The Dolphin Show will put on “Hello, Dolly!” next year for its 77th annual show. While the news was unofficially announced in early May via the student theater listserv, the group recently finalized its contracts and received the rights to perform “Hello, Dolly!,” which will open January 25.
Communication senior and co-producer Casey Watson said the musical centers on Dolly Levi, a jack-of-all-trades whose true passion is matchmaking. In the show, Levi helps half-a-millionaire Horace Vandergelder find love, but actually wants him for herself, Watson said.
The Dolphin Show’s production of “Hello, Dolly!” comes to NU shortly after Broadway in Chicago’s revival of the same show ends. However, Watson said The Dolphin Show’s version will be different because Perry isn’t afraid to make the show her own. For example, she said Perry isn’t necessarily attached to the use of red that is a staple of many “Hello, Dolly!” productions, citing a moment in the show where, in many productions, Dolly comes onstage in a red dress.
“Isabel’s direction is that she isn’t necessarily attached to things,” Watson said. “We can create our own iconic versions for campus.”
Communication senior Andrew Harlan said the producers are also trying to differentiate themselves from other productions of “Hello, Dolly!” through the show’s social media presence. Harlan, a co-producer and the general manager of the show, said he hopes Dolly’s character will be recognized at Northwestern as a kind of “on-campus celebrity” through various promotional videos on social media.
Harlan also said this version of the show will jump generational gaps. He pointed out that many parents and grandparents of NU students have already fallen in love with Dolly in older productions, and said he’s excited to make the messages of the musical resonate with students.
“We really want to make the messages of “Hello, Dolly!” — of being happy with what you have and giving back — relevant for students at Northwestern,” Harlan said. “I think those are things we’re really excited to dig into and make speak to Northwestern students.”

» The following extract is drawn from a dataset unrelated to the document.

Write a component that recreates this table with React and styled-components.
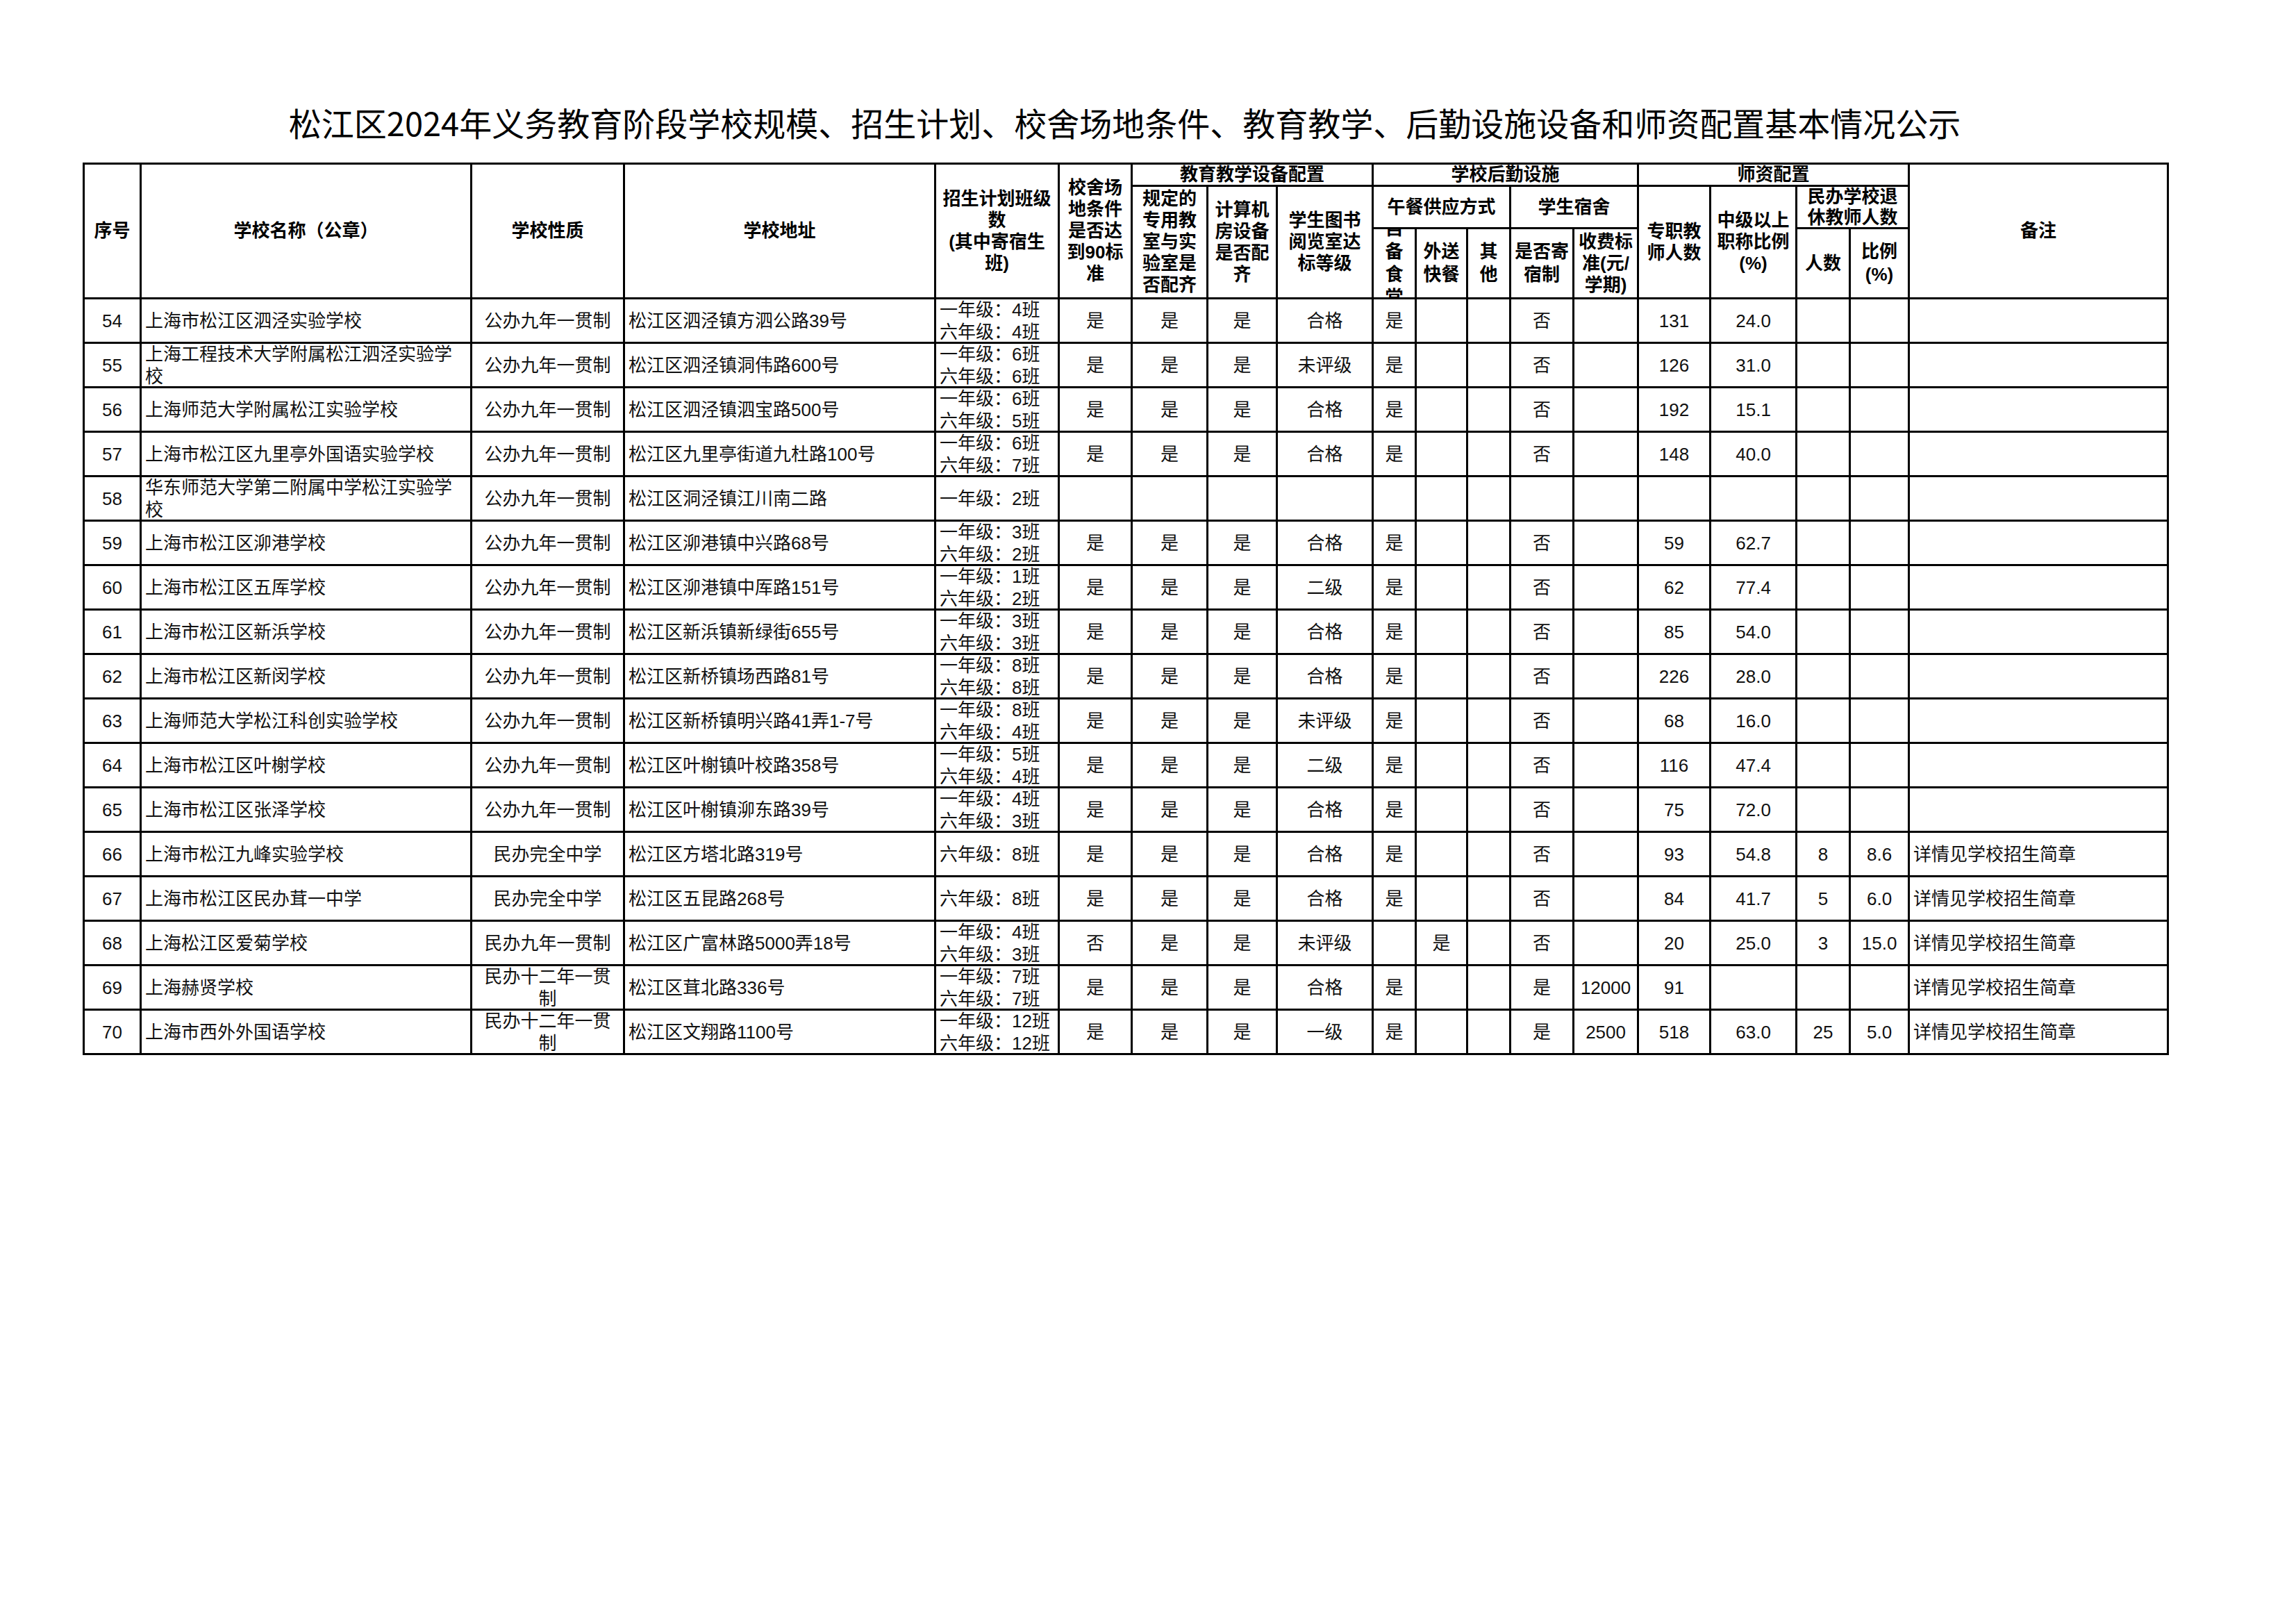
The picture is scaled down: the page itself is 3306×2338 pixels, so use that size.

Perry said she wanted to focus on these same themes in her directing. She recalled one of her favorite lines in the musical, when a character named Cornelius says he doesn’t care that he has lost everything, because he “once had a wonderful day.”
She said she hopes this message of “Hello, Dolly!” speaks to the NU community, where many students often feel pressure to succeed.
“We feel like all these expectations are on us in college, and that we have to have the perfect job and the perfect life,” Perry said. “There are these things that are deemed important, but it’s important to recognize that life’s not about that. It’s about love and it’s about community, and it’s about family.”